• _What you have to do_: Please set down all the lines beneath this one exactly, without the pictures.

** BEGIN Input rows **

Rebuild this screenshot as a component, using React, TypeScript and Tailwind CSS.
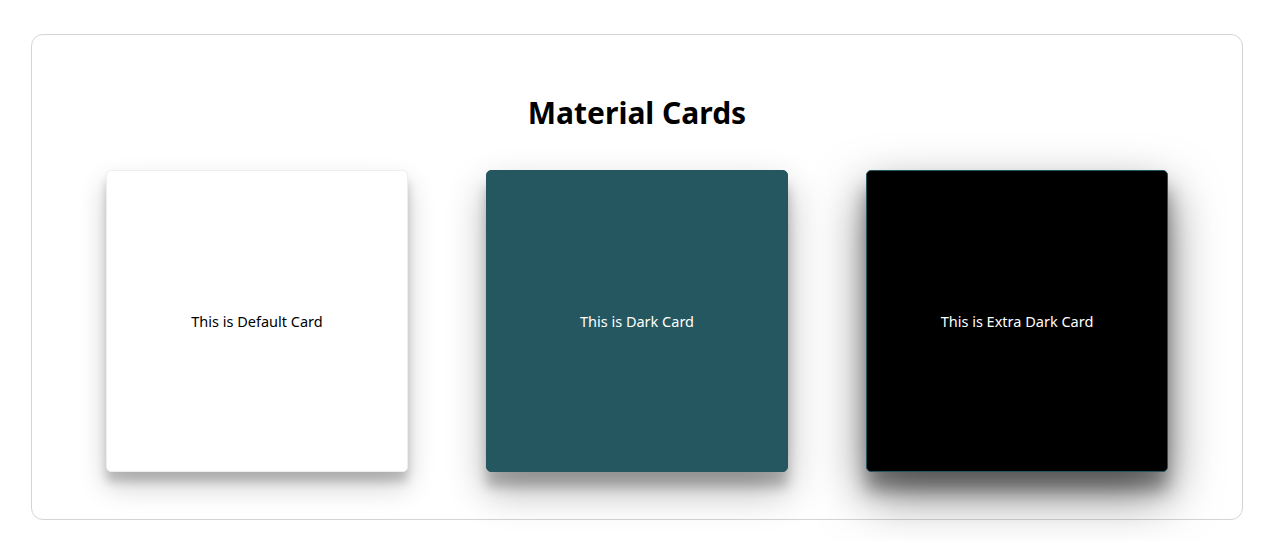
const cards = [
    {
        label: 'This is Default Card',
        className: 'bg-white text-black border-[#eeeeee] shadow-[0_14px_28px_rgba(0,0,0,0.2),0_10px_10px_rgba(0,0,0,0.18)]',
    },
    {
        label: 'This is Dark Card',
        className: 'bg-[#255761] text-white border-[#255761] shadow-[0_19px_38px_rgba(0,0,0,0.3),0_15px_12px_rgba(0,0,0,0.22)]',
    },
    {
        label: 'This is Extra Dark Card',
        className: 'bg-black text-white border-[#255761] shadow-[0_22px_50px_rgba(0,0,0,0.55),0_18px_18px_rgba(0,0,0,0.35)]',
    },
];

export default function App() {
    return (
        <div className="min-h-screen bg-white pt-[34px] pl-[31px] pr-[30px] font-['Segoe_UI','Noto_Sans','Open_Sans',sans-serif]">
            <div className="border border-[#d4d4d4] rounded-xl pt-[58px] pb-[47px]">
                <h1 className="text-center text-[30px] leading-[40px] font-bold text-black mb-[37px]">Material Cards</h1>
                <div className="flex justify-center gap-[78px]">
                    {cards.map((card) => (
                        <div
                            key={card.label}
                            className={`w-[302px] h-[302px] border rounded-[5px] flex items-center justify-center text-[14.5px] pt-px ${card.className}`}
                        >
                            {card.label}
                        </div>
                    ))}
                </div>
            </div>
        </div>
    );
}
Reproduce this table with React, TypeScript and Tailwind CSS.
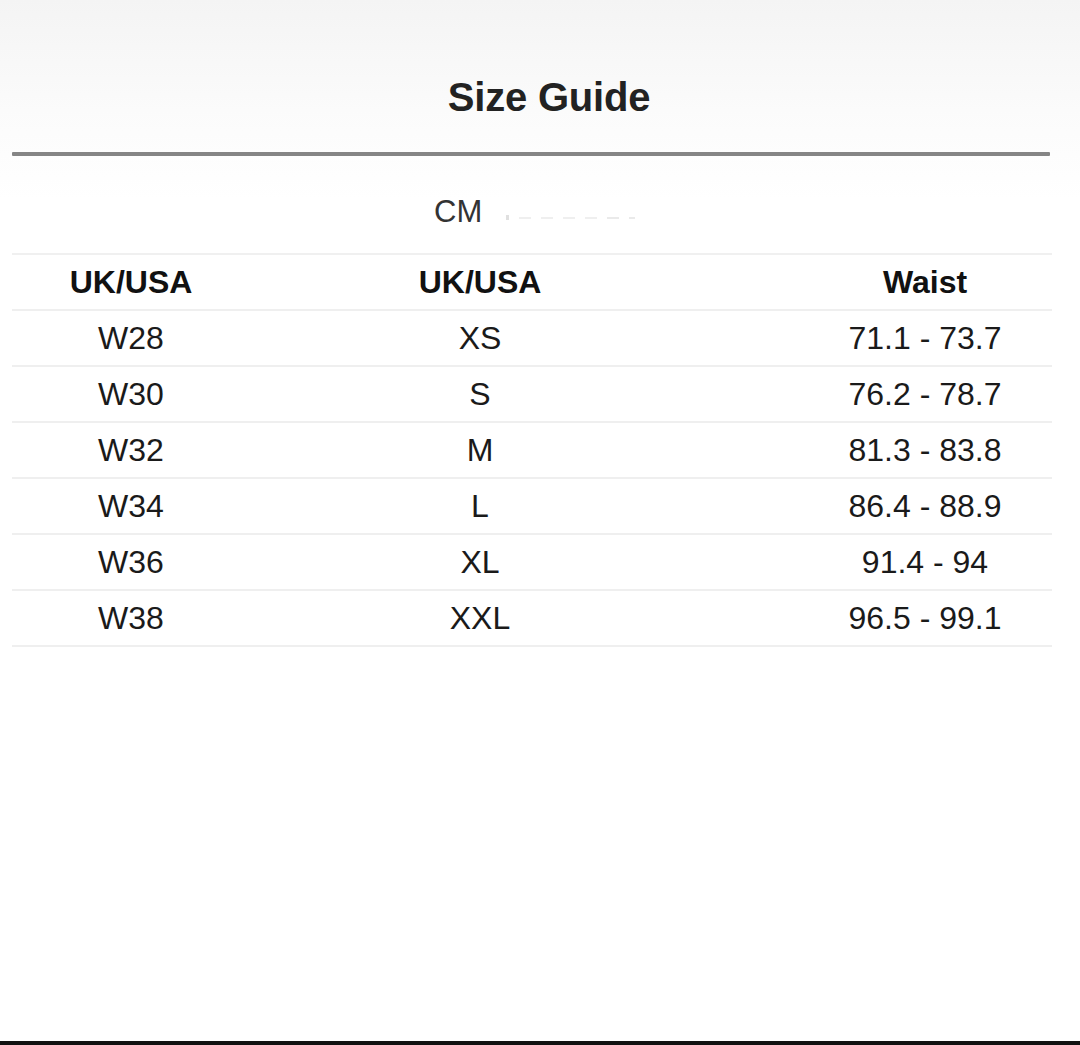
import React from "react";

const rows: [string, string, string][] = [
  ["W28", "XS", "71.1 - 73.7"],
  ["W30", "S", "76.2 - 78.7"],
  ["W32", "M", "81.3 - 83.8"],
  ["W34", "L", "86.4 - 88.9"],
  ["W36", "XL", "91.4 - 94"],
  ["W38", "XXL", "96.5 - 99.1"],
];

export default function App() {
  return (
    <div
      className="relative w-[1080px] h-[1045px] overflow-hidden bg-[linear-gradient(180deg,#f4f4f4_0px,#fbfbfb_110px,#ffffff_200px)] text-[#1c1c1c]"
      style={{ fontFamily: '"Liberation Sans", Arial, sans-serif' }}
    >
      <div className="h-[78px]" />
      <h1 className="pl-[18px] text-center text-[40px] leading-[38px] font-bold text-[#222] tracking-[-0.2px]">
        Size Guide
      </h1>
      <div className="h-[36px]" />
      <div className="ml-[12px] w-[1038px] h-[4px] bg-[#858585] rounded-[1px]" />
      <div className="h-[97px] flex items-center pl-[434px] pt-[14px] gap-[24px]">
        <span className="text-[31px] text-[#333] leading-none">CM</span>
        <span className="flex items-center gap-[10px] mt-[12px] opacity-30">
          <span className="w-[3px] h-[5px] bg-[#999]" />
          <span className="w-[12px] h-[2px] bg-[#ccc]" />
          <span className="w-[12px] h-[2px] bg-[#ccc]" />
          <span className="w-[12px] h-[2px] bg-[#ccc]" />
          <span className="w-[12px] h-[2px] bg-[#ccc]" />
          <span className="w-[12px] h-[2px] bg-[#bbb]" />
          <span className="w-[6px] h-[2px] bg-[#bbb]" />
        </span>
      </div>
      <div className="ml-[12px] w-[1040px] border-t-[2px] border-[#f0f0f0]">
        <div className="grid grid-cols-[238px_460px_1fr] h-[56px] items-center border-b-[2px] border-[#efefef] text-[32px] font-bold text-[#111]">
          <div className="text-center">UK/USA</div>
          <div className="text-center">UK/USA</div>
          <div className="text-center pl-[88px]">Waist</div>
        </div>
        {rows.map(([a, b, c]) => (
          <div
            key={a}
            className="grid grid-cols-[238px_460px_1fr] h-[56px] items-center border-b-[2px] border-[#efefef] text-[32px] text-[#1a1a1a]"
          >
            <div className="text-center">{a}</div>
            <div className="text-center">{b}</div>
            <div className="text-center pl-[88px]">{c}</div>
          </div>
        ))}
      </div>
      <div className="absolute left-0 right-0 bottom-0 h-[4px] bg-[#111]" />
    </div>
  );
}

** END Input rows **

• _Output for this exercise_:
Rebuild this screenshot as a component, using React, TypeScript and Tailwind CSS.
const cards = [
    {
        label: 'This is Default Card',
        className: 'bg-white text-black border-[#eeeeee] shadow-[0_14px_28px_rgba(0,0,0,0.2),0_10px_10px_rgba(0,0,0,0.18)]',
    },
    {
        label: 'This is Dark Card',
        className: 'bg-[#255761] text-white border-[#255761] shadow-[0_19px_38px_rgba(0,0,0,0.3),0_15px_12px_rgba(0,0,0,0.22)]',
    },
    {
        label: 'This is Extra Dark Card',
        className: 'bg-black text-white border-[#255761] shadow-[0_22px_50px_rgba(0,0,0,0.55),0_18px_18px_rgba(0,0,0,0.35)]',
    },
];

export default function App() {
    return (
        <div className="min-h-screen bg-white pt-[34px] pl-[31px] pr-[30px] font-['Segoe_UI','Noto_Sans','Open_Sans',sans-serif]">
            <div className="border border-[#d4d4d4] rounded-xl pt-[58px] pb-[47px]">
                <h1 className="text-center text-[30px] leading-[40px] font-bold text-black mb-[37px]">Material Cards</h1>
                <div className="flex justify-center gap-[78px]">
                    {cards.map((card) => (
                        <div
                            key={card.label}
                            className={`w-[302px] h-[302px] border rounded-[5px] flex items-center justify-center text-[14.5px] pt-px ${card.className}`}
                        >
                            {card.label}
                        </div>
                    ))}
                </div>
            </div>
        </div>
    );
}
Reproduce this table with React, TypeScript and Tailwind CSS.
import React from "react";

const rows: [string, string, string][] = [
  ["W28", "XS", "71.1 - 73.7"],
  ["W30", "S", "76.2 - 78.7"],
  ["W32", "M", "81.3 - 83.8"],
  ["W34", "L", "86.4 - 88.9"],
  ["W36", "XL", "91.4 - 94"],
  ["W38", "XXL", "96.5 - 99.1"],
];

export default function App() {
  return (
    <div
      className="relative w-[1080px] h-[1045px] overflow-hidden bg-[linear-gradient(180deg,#f4f4f4_0px,#fbfbfb_110px,#ffffff_200px)] text-[#1c1c1c]"
      style={{ fontFamily: '"Liberation Sans", Arial, sans-serif' }}
    >
      <div className="h-[78px]" />
      <h1 className="pl-[18px] text-center text-[40px] leading-[38px] font-bold text-[#222] tracking-[-0.2px]">
        Size Guide
      </h1>
      <div className="h-[36px]" />
      <div className="ml-[12px] w-[1038px] h-[4px] bg-[#858585] rounded-[1px]" />
      <div className="h-[97px] flex items-center pl-[434px] pt-[14px] gap-[24px]">
        <span className="text-[31px] text-[#333] leading-none">CM</span>
        <span className="flex items-center gap-[10px] mt-[12px] opacity-30">
          <span className="w-[3px] h-[5px] bg-[#999]" />
          <span className="w-[12px] h-[2px] bg-[#ccc]" />
          <span className="w-[12px] h-[2px] bg-[#ccc]" />
          <span className="w-[12px] h-[2px] bg-[#ccc]" />
          <span className="w-[12px] h-[2px] bg-[#ccc]" />
          <span className="w-[12px] h-[2px] bg-[#bbb]" />
          <span className="w-[6px] h-[2px] bg-[#bbb]" />
        </span>
      </div>
      <div className="ml-[12px] w-[1040px] border-t-[2px] border-[#f0f0f0]">
        <div className="grid grid-cols-[238px_460px_1fr] h-[56px] items-center border-b-[2px] border-[#efefef] text-[32px] font-bold text-[#111]">
          <div className="text-center">UK/USA</div>
          <div className="text-center">UK/USA</div>
          <div className="text-center pl-[88px]">Waist</div>
        </div>
        {rows.map(([a, b, c]) => (
          <div
            key={a}
            className="grid grid-cols-[238px_460px_1fr] h-[56px] items-center border-b-[2px] border-[#efefef] text-[32px] text-[#1a1a1a]"
          >
            <div className="text-center">{a}</div>
            <div className="text-center">{b}</div>
            <div className="text-center pl-[88px]">{c}</div>
          </div>
        ))}
      </div>
      <div className="absolute left-0 right-0 bottom-0 h-[4px] bg-[#111]" />
    </div>
  );
}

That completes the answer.